The legislation would also give the province the power to suspend the driver's licenses of "pimps and johns."
"This bill, if passed, will give child care workers the additional tools the need to protect Ontario's youth and help them turn their lives around," said John Baird, Social Services Minister.
Mike Harris, the Premier of Ontario, said a noble purpose will be served by the bill, which he expects will win support from members on both sides of the legislative chamber.
"A number of opposition members have taken a look and think it's a good idea too," Mr. Harris said. "It's good non-partisan politics working at its best on behalf of the people of Ontario.
The legislation is borrowed largely from Alberta, where a similar law allows authorities to hold a child as long as 42 days if approved by the courts.
"An important first step
Jeanette Lewis, executive director of the Ontario Association of Children's Aid Societies, characterized the legislation as an "important first step.
Police and children's aid workers would need only a "reasonable belief" that a child is being sexually exploited in order to remove them to a safe house.
Some examples include prostitution, "sexually explicit" activity in an adult entertainment facility or massage parlour, or when a child is found in a bawdy house, acting as an escort or being used in the making of pornography.
Telephone and Internet sex lines would also be targeted by the legislation.
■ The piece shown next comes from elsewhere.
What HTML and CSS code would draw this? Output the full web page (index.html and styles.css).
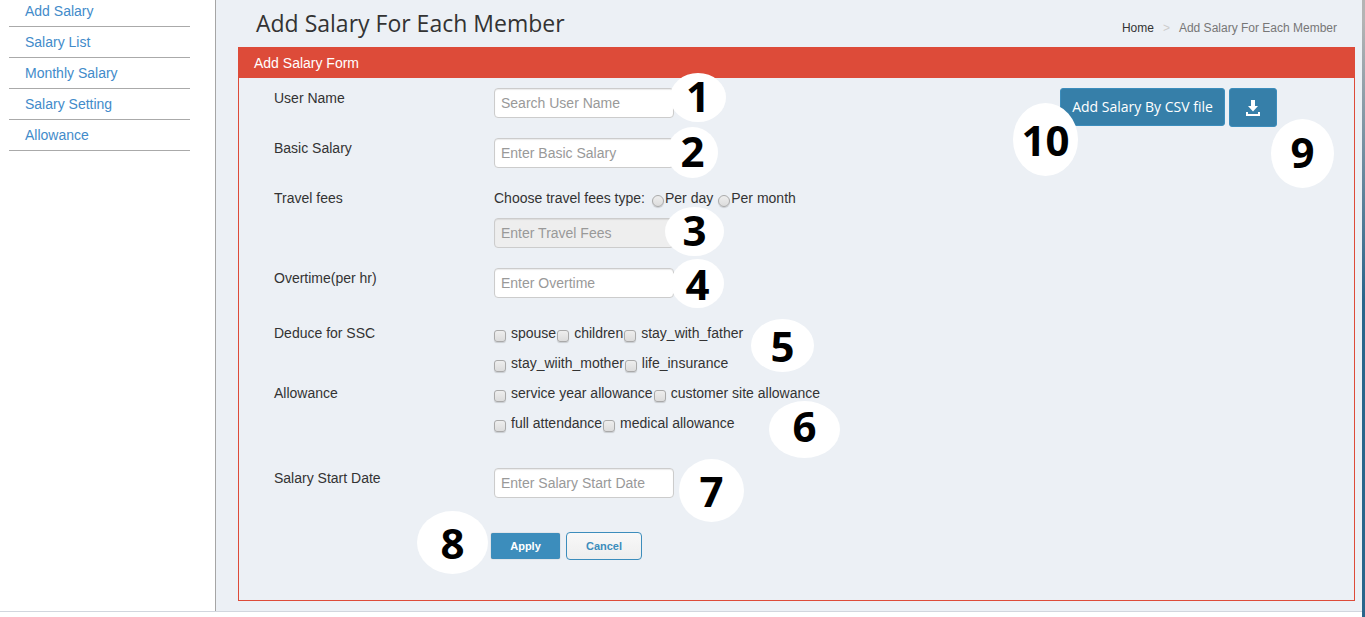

Such a broad application of potential circumstances "acknowledges the reality that many child victims of sexual exploitation are kept 'underground' to avoid detection by the justice system," according to a background document released Tuesday.
Aside from Alberta, British Columbia is the only other province with a similar law.
String of new laws
Both new measures follow a string justice initiatives from Queen's Park.
Late yesterday, the legislature passed a law to protect victims of domestic violence by replacing restraining orders with tougher, more effective "intervention orders" to better protect battered and abused women from stalkers and other abusers.
Another bill introduced yesterday would allow victims of crime to attend and participate in provincial parole hearings in person while the offender is present.
It would also establish new grooming, appearance and hygiene standards for prisoners and allow corrections staff to monitor, intercept and block inmate communications when public safety and security are considered at risk.
The province has also recently introduced legislation to seize ill-gotten gains from organized crime, block convicted felons from recounting their crimes in books or interviews for profit and make its Office of Victims of Crime a permanent advisory agency.
And they're not done yet: several measures promised in the 1999 election campaign are still pending, including legislation that would force criminals to pay for their crimes.